Your instructions – Transcribe the lines below verbatim, skipping the images.

Data block –
— begin —
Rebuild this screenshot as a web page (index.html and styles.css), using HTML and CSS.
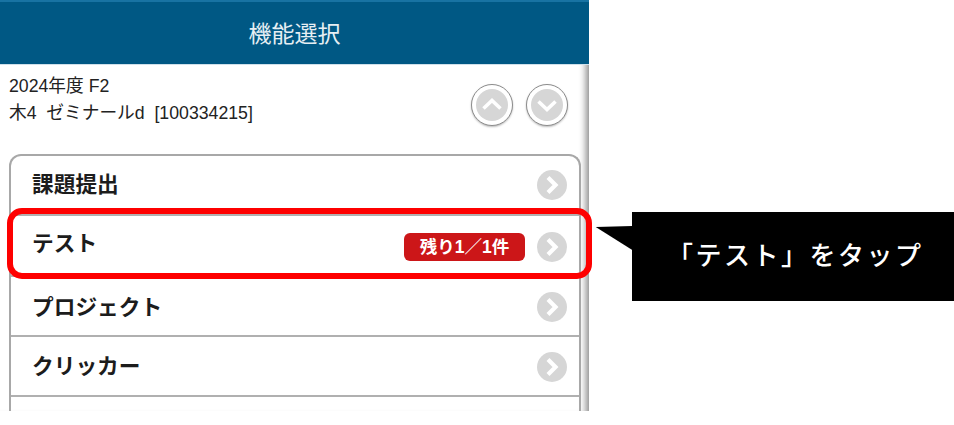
FILE: index.html
```html
<!DOCTYPE html>
<html lang="ja">
<head>
<meta charset="utf-8">
<title>機能選択</title>
<link rel="stylesheet" href="styles.css">
</head>
<body>
<div class="stage">
  <main class="phone">
    <header class="bar">機能選択</header>
    <section class="course">
      <div class="course-text">
        <div>2024年度 F2</div>
        <div>木4&nbsp; ゼミナールd&nbsp; [100334215]</div>
      </div>
      <div class="pager">
        <span class="round"><svg viewBox="0 0 38 38"><circle cx="19" cy="19" r="16" fill="#d6d6d6"/><path d="M10.5 22.5 19 14.5 27.5 22.5" fill="none" stroke="#fff" stroke-width="3.6"/></svg></span>
        <span class="round"><svg viewBox="0 0 38 38"><circle cx="19" cy="19" r="16" fill="#d6d6d6"/><path d="M10.5 15.5 19 23.5 27.5 15.5" fill="none" stroke="#fff" stroke-width="3.6"/></svg></span>
      </div>
    </section>
    <ul class="menu">
      <li class="row row-first"><span class="label">課題提出</span><svg class="go" viewBox="0 0 30 30"><circle cx="15" cy="15" r="15" fill="#d6d6d6"/><path d="M11 7.5 18.5 15 11 22.5" fill="none" stroke="#fff" stroke-width="4.2"/></svg></li>
      <li class="row row-tall"><span class="label label-raised">テスト</span><span class="badge">残り1／1件</span><svg class="go" viewBox="0 0 30 30"><circle cx="15" cy="15" r="15" fill="#d6d6d6"/><path d="M11 7.5 18.5 15 11 22.5" fill="none" stroke="#fff" stroke-width="4.2"/></svg></li>
      <li class="row row-low"><span class="label label-mid">プロジェクト</span><svg class="go" viewBox="0 0 30 30"><circle cx="15" cy="15" r="15" fill="#d6d6d6"/><path d="M11 7.5 18.5 15 11 22.5" fill="none" stroke="#fff" stroke-width="4.2"/></svg></li>
      <li class="row row-low"><span class="label">クリッカー</span><svg class="go" viewBox="0 0 30 30"><circle cx="15" cy="15" r="15" fill="#d6d6d6"/><path d="M11 7.5 18.5 15 11 22.5" fill="none" stroke="#fff" stroke-width="4.2"/></svg></li>
      <li class="row row-last"><span class="label"></span><svg class="go" viewBox="0 0 30 30"><circle cx="15" cy="15" r="15" fill="#d6d6d6"/><path d="M11 7.5 18.5 15 11 22.5" fill="none" stroke="#fff" stroke-width="4.2"/></svg></li>
    </ul>
  </main>
  <div class="highlight"></div>
  <svg class="pointer" viewBox="0 0 38 26"><path d="M0 1 38 0V25Z" fill="#000"/></svg>
  <div class="note">「テスト」をタップ</div>
</div>
</body>
</html>
```
FILE: styles.css
```css
html, body {
  margin: 0;
  padding: 0;
  background: #fff;
}
.stage {
  position: relative;
  width: 954px;
  height: 425px;
  overflow: hidden;
  font-family: "Liberation Sans", "Noto Sans CJK JP", sans-serif;
}
.phone {
  width: 589px;
  height: 411px;
  overflow: hidden;
  background: #fff;
  box-shadow: inset -9px 0 7px -6px #8a8a8a;
}
.bar {
  height: 65px;
  box-sizing: border-box;
  border-top: 2px solid #1873a3;
  border-bottom: 1px solid #cfe0ea;
  background: #005884;
  color: #e6eef3;
  font-size: 23px;
  line-height: 64px;
  text-align: center;
}
.course {
  height: 89px;
  box-sizing: border-box;
  padding: 8px 21px 0 9px;
  display: flex;
  justify-content: space-between;
  font-size: 17.7px;
  line-height: 27px;
  color: #222;
}
.pager {
  display: flex;
  gap: 13px;
  padding-top: 11px;
}
.round {
  width: 42px;
  height: 42px;
  box-sizing: border-box;
  border: 1px solid #8c8c8c;
  border-radius: 50%;
  background: #fff;
  box-shadow: 0 1px 2px #bbb;
  padding: 1px;
}
.round svg {
  display: block;
  width: 38px;
  height: 38px;
}
.menu {
  list-style: none;
  margin: 0 8px 0 9px;
  padding: 0;
  border: 1px solid #a8a8a8;
  border-width: 2px 2px 0;
  border-radius: 12px 12px 0 0;
}
.row {
  height: 60px;
  box-sizing: border-box;
  border-bottom: 2px solid #b0b0b0;
  padding: 0 12px 0 21px;
  display: flex;
  align-items: center;
}
.row-first {
  padding-bottom: 1px;
}
.row-tall {
  height: 61px;
  padding-top: 2px;
}
.row-low {
  padding-top: 2px;
}
.row-last {
  height: 56px;
  border-bottom: 0;
  padding-top: 2px;
}
.label {
  flex: 1;
  margin-bottom: 5px;
  font-size: 21.7px;
  font-weight: 700;
  color: #1c1c1c;
}
.label-raised {
  margin-bottom: 10px;
}
.label-mid {
  margin-bottom: 3px;
}
.badge {
  width: 121px;
  height: 28px;
  margin-right: 12px;
  border-radius: 6px;
  background: #cc1618;
  color: #fff;
  font-size: 17.5px;
  font-weight: 700;
  line-height: 28px;
  text-align: center;
  white-space: nowrap;
}
.go {
  width: 30px;
  height: 30px;
}
.highlight {
  position: absolute;
  left: 7px;
  top: 208px;
  width: 585px;
  height: 71px;
  box-sizing: border-box;
  border: 6px solid #fe0000;
  border-radius: 15px;
}
.pointer {
  position: absolute;
  left: 595px;
  top: 226px;
  width: 38px;
  height: 25px;
}
.note {
  position: absolute;
  left: 632px;
  top: 212px;
  width: 322px;
  height: 89px;
  background: #000;
  color: #fff;
  font-family: "Noto Sans CJK JP", sans-serif;
  font-size: 26px;
  font-weight: 500;
  letter-spacing: 2.5px;
  line-height: 83px;
  padding-left: 35px;
  box-sizing: border-box;
  white-space: nowrap;
}
```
— end —
Response –
Rebuild this screenshot as a web page (index.html and styles.css), using HTML and CSS.
FILE: index.html
```html
<!DOCTYPE html>
<html lang="ja">
<head>
<meta charset="utf-8">
<title>機能選択</title>
<link rel="stylesheet" href="styles.css">
</head>
<body>
<div class="stage">
  <main class="phone">
    <header class="bar">機能選択</header>
    <section class="course">
      <div class="course-text">
        <div>2024年度 F2</div>
        <div>木4&nbsp; ゼミナールd&nbsp; [100334215]</div>
      </div>
      <div class="pager">
        <span class="round"><svg viewBox="0 0 38 38"><circle cx="19" cy="19" r="16" fill="#d6d6d6"/><path d="M10.5 22.5 19 14.5 27.5 22.5" fill="none" stroke="#fff" stroke-width="3.6"/></svg></span>
        <span class="round"><svg viewBox="0 0 38 38"><circle cx="19" cy="19" r="16" fill="#d6d6d6"/><path d="M10.5 15.5 19 23.5 27.5 15.5" fill="none" stroke="#fff" stroke-width="3.6"/></svg></span>
      </div>
    </section>
    <ul class="menu">
      <li class="row row-first"><span class="label">課題提出</span><svg class="go" viewBox="0 0 30 30"><circle cx="15" cy="15" r="15" fill="#d6d6d6"/><path d="M11 7.5 18.5 15 11 22.5" fill="none" stroke="#fff" stroke-width="4.2"/></svg></li>
      <li class="row row-tall"><span class="label label-raised">テスト</span><span class="badge">残り1／1件</span><svg class="go" viewBox="0 0 30 30"><circle cx="15" cy="15" r="15" fill="#d6d6d6"/><path d="M11 7.5 18.5 15 11 22.5" fill="none" stroke="#fff" stroke-width="4.2"/></svg></li>
      <li class="row row-low"><span class="label label-mid">プロジェクト</span><svg class="go" viewBox="0 0 30 30"><circle cx="15" cy="15" r="15" fill="#d6d6d6"/><path d="M11 7.5 18.5 15 11 22.5" fill="none" stroke="#fff" stroke-width="4.2"/></svg></li>
      <li class="row row-low"><span class="label">クリッカー</span><svg class="go" viewBox="0 0 30 30"><circle cx="15" cy="15" r="15" fill="#d6d6d6"/><path d="M11 7.5 18.5 15 11 22.5" fill="none" stroke="#fff" stroke-width="4.2"/></svg></li>
      <li class="row row-last"><span class="label"></span><svg class="go" viewBox="0 0 30 30"><circle cx="15" cy="15" r="15" fill="#d6d6d6"/><path d="M11 7.5 18.5 15 11 22.5" fill="none" stroke="#fff" stroke-width="4.2"/></svg></li>
    </ul>
  </main>
  <div class="highlight"></div>
  <svg class="pointer" viewBox="0 0 38 26"><path d="M0 1 38 0V25Z" fill="#000"/></svg>
  <div class="note">「テスト」をタップ</div>
</div>
</body>
</html>
```
FILE: styles.css
```css
html, body {
  margin: 0;
  padding: 0;
  background: #fff;
}
.stage {
  position: relative;
  width: 954px;
  height: 425px;
  overflow: hidden;
  font-family: "Liberation Sans", "Noto Sans CJK JP", sans-serif;
}
.phone {
  width: 589px;
  height: 411px;
  overflow: hidden;
  background: #fff;
  box-shadow: inset -9px 0 7px -6px #8a8a8a;
}
.bar {
  height: 65px;
  box-sizing: border-box;
  border-top: 2px solid #1873a3;
  border-bottom: 1px solid #cfe0ea;
  background: #005884;
  color: #e6eef3;
  font-size: 23px;
  line-height: 64px;
  text-align: center;
}
.course {
  height: 89px;
  box-sizing: border-box;
  padding: 8px 21px 0 9px;
  display: flex;
  justify-content: space-between;
  font-size: 17.7px;
  line-height: 27px;
  color: #222;
}
.pager {
  display: flex;
  gap: 13px;
  padding-top: 11px;
}
.round {
  width: 42px;
  height: 42px;
  box-sizing: border-box;
  border: 1px solid #8c8c8c;
  border-radius: 50%;
  background: #fff;
  box-shadow: 0 1px 2px #bbb;
  padding: 1px;
}
.round svg {
  display: block;
  width: 38px;
  height: 38px;
}
.menu {
  list-style: none;
  margin: 0 8px 0 9px;
  padding: 0;
  border: 1px solid #a8a8a8;
  border-width: 2px 2px 0;
  border-radius: 12px 12px 0 0;
}
.row {
  height: 60px;
  box-sizing: border-box;
  border-bottom: 2px solid #b0b0b0;
  padding: 0 12px 0 21px;
  display: flex;
  align-items: center;
}
.row-first {
  padding-bottom: 1px;
}
.row-tall {
  height: 61px;
  padding-top: 2px;
}
.row-low {
  padding-top: 2px;
}
.row-last {
  height: 56px;
  border-bottom: 0;
  padding-top: 2px;
}
.label {
  flex: 1;
  margin-bottom: 5px;
  font-size: 21.7px;
  font-weight: 700;
  color: #1c1c1c;
}
.label-raised {
  margin-bottom: 10px;
}
.label-mid {
  margin-bottom: 3px;
}
.badge {
  width: 121px;
  height: 28px;
  margin-right: 12px;
  border-radius: 6px;
  background: #cc1618;
  color: #fff;
  font-size: 17.5px;
  font-weight: 700;
  line-height: 28px;
  text-align: center;
  white-space: nowrap;
}
.go {
  width: 30px;
  height: 30px;
}
.highlight {
  position: absolute;
  left: 7px;
  top: 208px;
  width: 585px;
  height: 71px;
  box-sizing: border-box;
  border: 6px solid #fe0000;
  border-radius: 15px;
}
.pointer {
  position: absolute;
  left: 595px;
  top: 226px;
  width: 38px;
  height: 25px;
}
.note {
  position: absolute;
  left: 632px;
  top: 212px;
  width: 322px;
  height: 89px;
  background: #000;
  color: #fff;
  font-family: "Noto Sans CJK JP", sans-serif;
  font-size: 26px;
  font-weight: 500;
  letter-spacing: 2.5px;
  line-height: 83px;
  padding-left: 35px;
  box-sizing: border-box;
  white-space: nowrap;
}
```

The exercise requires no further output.